- INSTRUCTION -
Write out the material exactly, with the pictures left out.

========================================

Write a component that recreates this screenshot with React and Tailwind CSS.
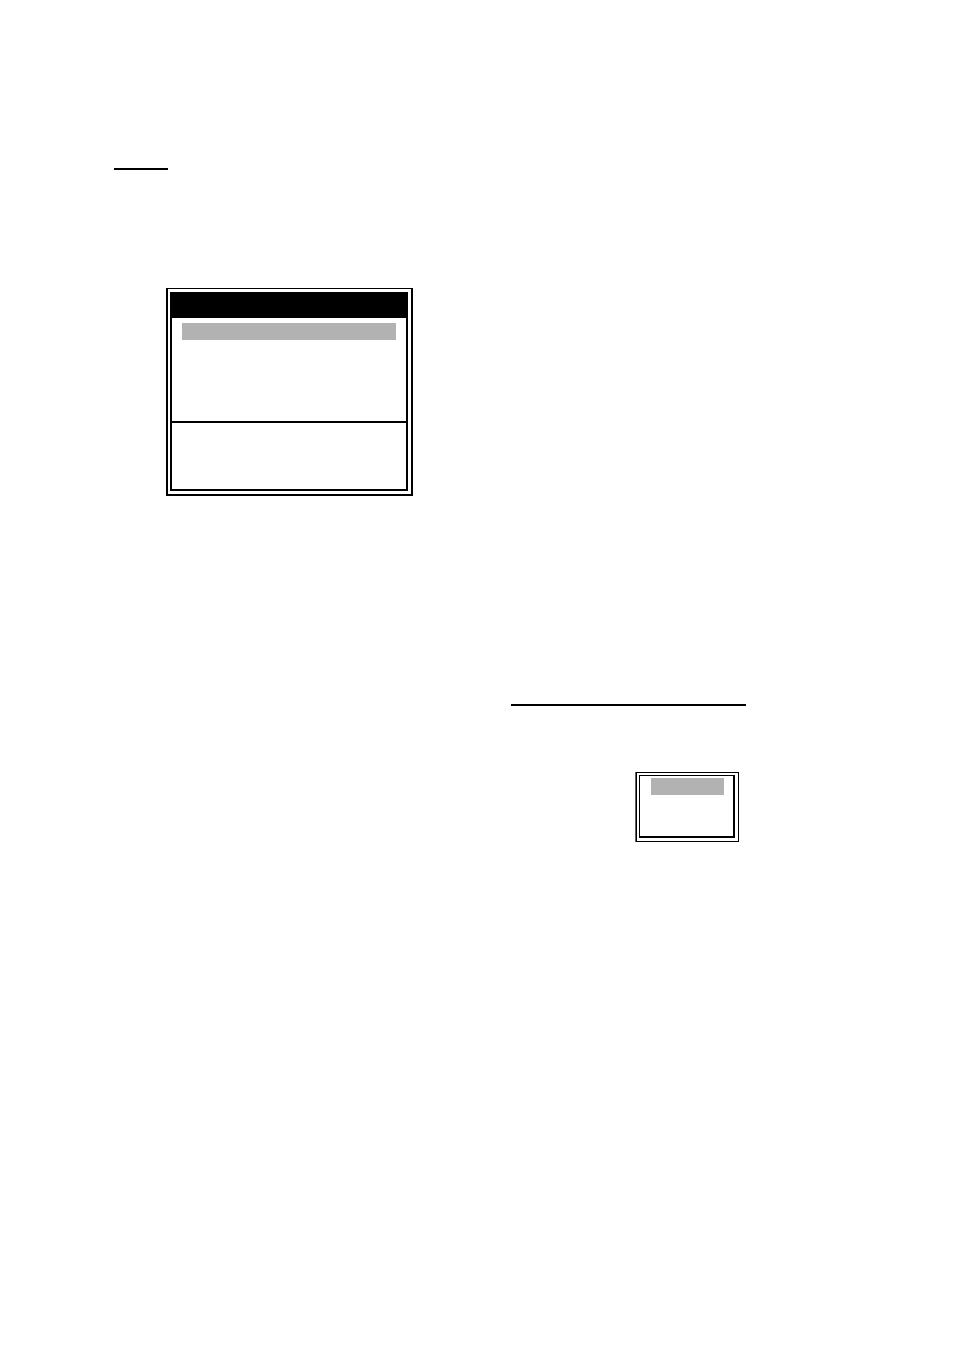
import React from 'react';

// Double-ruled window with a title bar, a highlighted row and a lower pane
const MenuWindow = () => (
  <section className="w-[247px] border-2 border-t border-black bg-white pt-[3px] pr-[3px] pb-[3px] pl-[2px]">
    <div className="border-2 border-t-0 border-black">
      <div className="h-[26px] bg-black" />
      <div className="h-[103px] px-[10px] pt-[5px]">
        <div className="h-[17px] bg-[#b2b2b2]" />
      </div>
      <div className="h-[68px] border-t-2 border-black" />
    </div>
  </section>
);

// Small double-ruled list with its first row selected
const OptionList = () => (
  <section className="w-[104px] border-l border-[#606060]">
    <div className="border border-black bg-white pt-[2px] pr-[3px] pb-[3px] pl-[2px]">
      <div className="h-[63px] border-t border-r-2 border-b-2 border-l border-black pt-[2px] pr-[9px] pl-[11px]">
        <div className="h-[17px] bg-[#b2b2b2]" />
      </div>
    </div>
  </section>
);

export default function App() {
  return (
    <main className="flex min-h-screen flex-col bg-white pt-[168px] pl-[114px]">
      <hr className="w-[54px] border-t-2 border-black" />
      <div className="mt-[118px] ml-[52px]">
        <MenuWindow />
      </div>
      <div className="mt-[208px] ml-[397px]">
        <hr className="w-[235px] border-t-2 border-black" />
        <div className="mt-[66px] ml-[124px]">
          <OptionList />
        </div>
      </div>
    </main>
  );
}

========================================

- REPLY -
Write a component that recreates this screenshot with React and Tailwind CSS.
import React from 'react';

// Double-ruled window with a title bar, a highlighted row and a lower pane
const MenuWindow = () => (
  <section className="w-[247px] border-2 border-t border-black bg-white pt-[3px] pr-[3px] pb-[3px] pl-[2px]">
    <div className="border-2 border-t-0 border-black">
      <div className="h-[26px] bg-black" />
      <div className="h-[103px] px-[10px] pt-[5px]">
        <div className="h-[17px] bg-[#b2b2b2]" />
      </div>
      <div className="h-[68px] border-t-2 border-black" />
    </div>
  </section>
);

// Small double-ruled list with its first row selected
const OptionList = () => (
  <section className="w-[104px] border-l border-[#606060]">
    <div className="border border-black bg-white pt-[2px] pr-[3px] pb-[3px] pl-[2px]">
      <div className="h-[63px] border-t border-r-2 border-b-2 border-l border-black pt-[2px] pr-[9px] pl-[11px]">
        <div className="h-[17px] bg-[#b2b2b2]" />
      </div>
    </div>
  </section>
);

export default function App() {
  return (
    <main className="flex min-h-screen flex-col bg-white pt-[168px] pl-[114px]">
      <hr className="w-[54px] border-t-2 border-black" />
      <div className="mt-[118px] ml-[52px]">
        <MenuWindow />
      </div>
      <div className="mt-[208px] ml-[397px]">
        <hr className="w-[235px] border-t-2 border-black" />
        <div className="mt-[66px] ml-[124px]">
          <OptionList />
        </div>
      </div>
    </main>
  );
}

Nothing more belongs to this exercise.